No matter my opinions on his presidency, he is a major piece of American history that may soon leave us. He'll be the oldest lived American president and hopefully his passing will unite all Americans, if only for a moment.
 
Hi Vidal,

When and why do you think that Carter got his reputation of being the worst President ever? Most would chalk it up to Iran, Inflation, and of course "Malaise." What is your take? Personally I would put Carter in the bottom fifteen Presidents. Hoping ATL President Carter can earn a spot in my top 15.

I guess I reject the premise of the question. Worst president ever? He may be a favorite punching bag of today's right wing (somewhat ironically), but I don't really know of anyone who puts him dead last... Buchanan? Andrew Johnson? Harding?

C-SPAN's ranking puts him at 26, ranking 18 presidents (including two successors and two contemporaries) below him. The lowest he's ever ranked since C-SPAN started the project in 2000 is 27th.

So, yeah his reputation is subpar, but I think your ranking of him is lower than the academic community's, which is perfectly fine, of course, I don't think the C-SPAN ranking is Gospel by any means.

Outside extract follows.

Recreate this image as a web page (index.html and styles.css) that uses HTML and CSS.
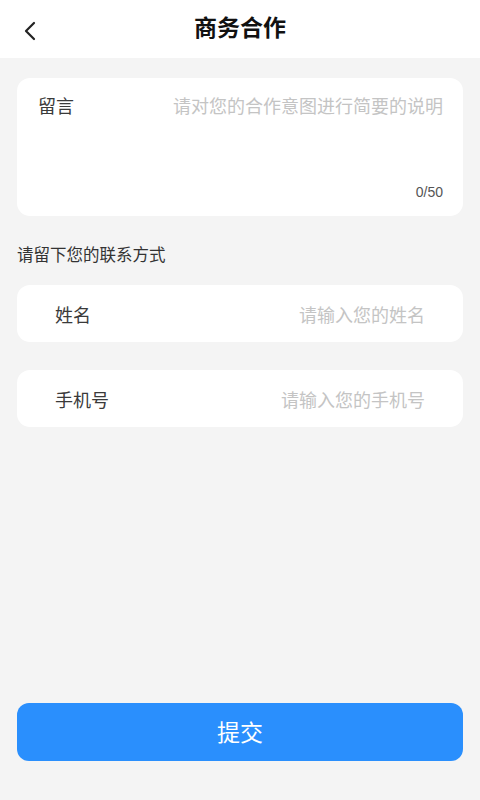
FILE: index.html
```html
<!DOCTYPE html>
<html lang="zh">
<head>
<meta charset="utf-8">
<title>商务合作</title>
<link rel="stylesheet" href="styles.css">
</head>
<body>
<div class="page">
  <header class="header">
    <span class="back">
      <svg width="14" height="20" viewBox="0 0 14 20"><path d="M11 2 L3 10 L11 18" fill="none" stroke="#222" stroke-width="2.2" stroke-linecap="round" stroke-linejoin="round"/></svg>
    </span>
    <h1 class="title">商务合作</h1>
  </header>
  <main class="content">
    <section class="card message">
      <div class="msg-row">
        <span class="label">留言</span>
        <span class="placeholder">请对您的合作意图进行简要的说明</span>
      </div>
      <div class="counter">0/50</div>
    </section>
    <p class="section-title">请留下您的联系方式</p>
    <section class="card field">
      <span class="label">姓名</span>
      <span class="placeholder">请输入您的姓名</span>
    </section>
    <section class="card field">
      <span class="label">手机号</span>
      <span class="placeholder">请输入您的手机号</span>
    </section>
    <div class="spacer"></div>
    <button class="submit">提交</button>
  </main>
</div>
</body>
</html>
```
FILE: styles.css
```css
* { box-sizing: border-box; }
html, body { margin: 0; padding: 0; }
body {
  width: 480px;
  height: 800px;
  background: #f4f4f4;
  font-family: "Noto Sans CJK SC", "Noto Sans", sans-serif;
  overflow: hidden;
}
.page {
  display: flex;
  flex-direction: column;
  height: 800px;
}
.header {
  position: relative;
  height: 58px;
  background: #fff;
  display: flex;
  align-items: center;
  justify-content: center;
}
.back {
  position: absolute;
  left: 23px;
  top: 21px;
  width: 14px;
  height: 20px;
  display: flex;
}
.title {
  margin: 0 0 5px;
  font-size: 23px;
  font-weight: 700;
  color: #111;
  line-height: 1;
}
.content {
  flex: 1;
  display: flex;
  flex-direction: column;
  padding: 20px 17px 39px;
}
.card {
  background: #fff;
  border-radius: 13px;
}
.message {
  height: 138px;
  padding: 15px 20px 16px 21px;
  display: flex;
  flex-direction: column;
  justify-content: space-between;
}
.msg-row {
  display: flex;
  justify-content: space-between;
  align-items: center;
}
.label {
  font-size: 18px;
  color: #3a3a3a;
  line-height: 24px;
}
.placeholder {
  font-size: 18px;
  color: #c4c4c4;
  line-height: 24px;
}
.counter {
  align-self: flex-end;
  font-family: "Liberation Sans", Arial, sans-serif;
  font-size: 14px;
  color: #555;
  line-height: 16px;
}
.section-title {
  margin: 28px 0 0;
  font-size: 16.5px;
  color: #333;
  line-height: 20px;
}
.field {
  height: 57px;
  margin-top: 21px;
  padding: 0 38px;
  display: flex;
  justify-content: space-between;
  align-items: center;
}
.field + .field { margin-top: 28px; }
.spacer { flex: 1; }
.submit {
  height: 58px;
  border: none;
  border-radius: 12px;
  background: #2a8ffd;
  color: #fff;
  font-family: "Noto Sans CJK SC", "Noto Sans", sans-serif;
  font-size: 23px;
  width: 100%;
  padding: 0 0 2px;
}
```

All of that is to say, though, that I can't really answer your question because I don't agree with it. He was dealt a bad hand by history, and clearly some think he fumbled it. I also think a lot of the things he did well never had the chance to come to fruition (see his work on mental health systems) or at least didn't during his presidency (Volcker, widely credited with finally ending the "malaise," was a Carter appointee after all. Even if not ITTL...)

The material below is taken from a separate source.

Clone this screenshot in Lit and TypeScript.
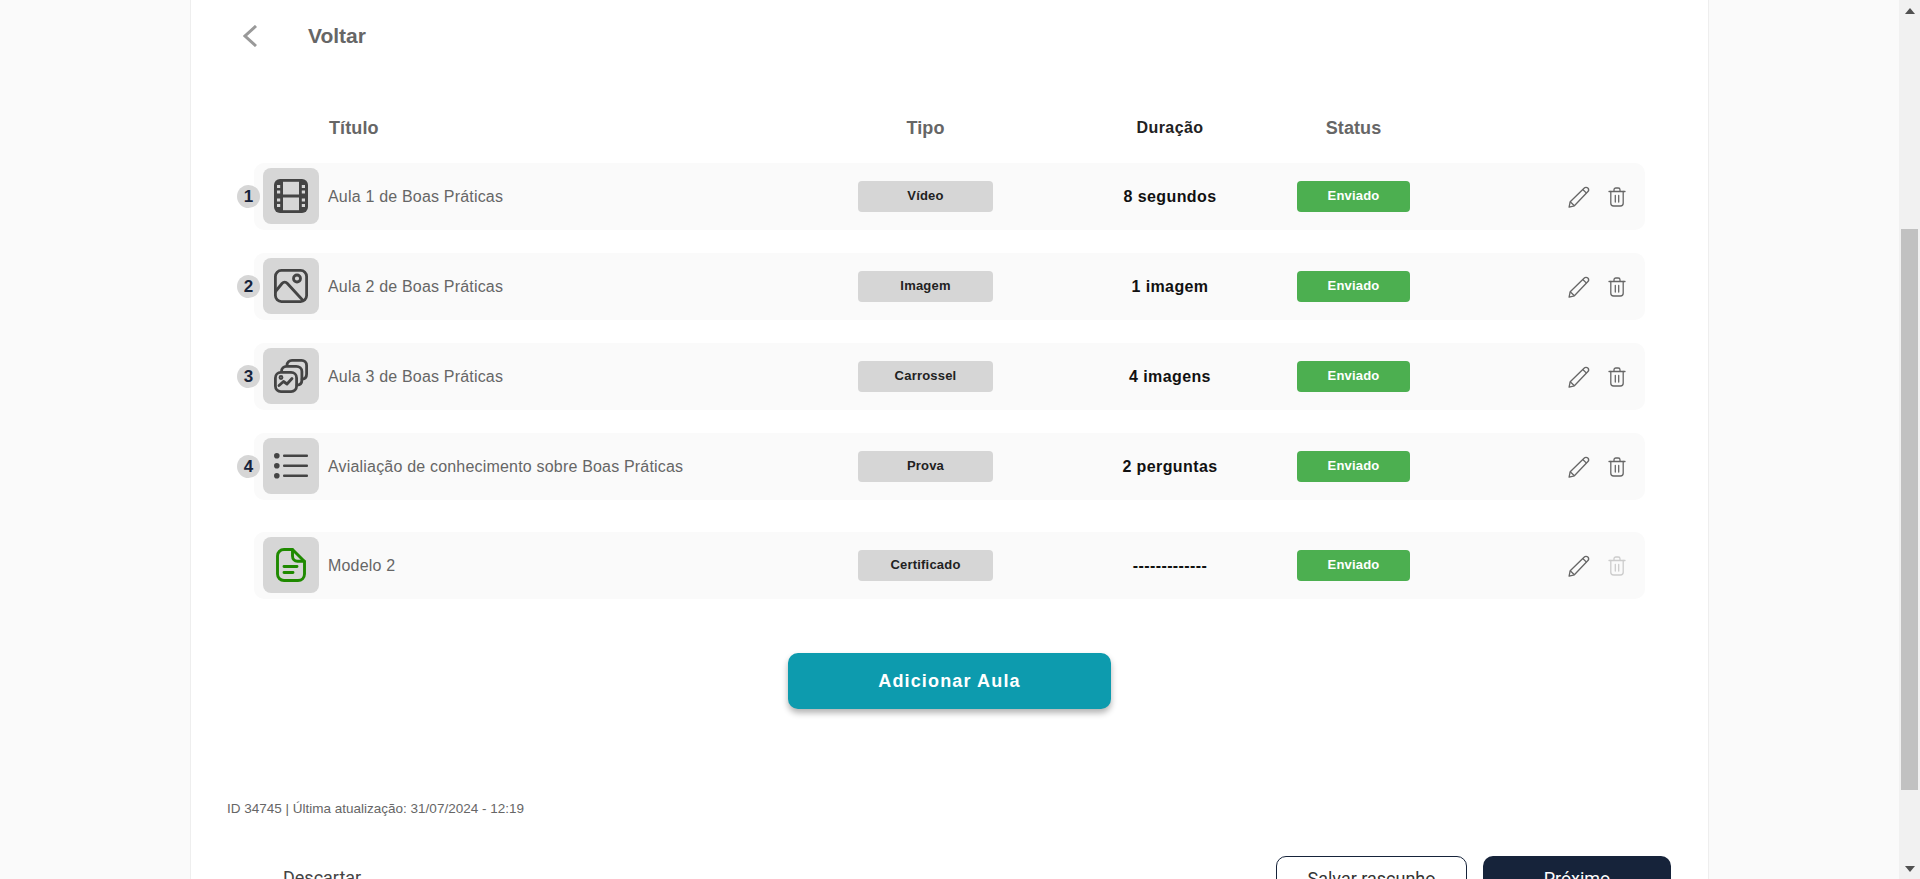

I don't think I have a better answer than Kai Bird, whom I quote in the first post of this thread:

"But in truth, Carter is sometimes perceived as a failure simply because he refused to make us feel good about the country. He insisted on telling us what was wrong and what it would take to make things better. And for most Americans, it was easier to label the messenger ‘a failure’ than to grapple with the hard problems."
-Kai Bird in The Outlier (2021)

Anyway... I suppose I'll have much to say about this in the days ahead.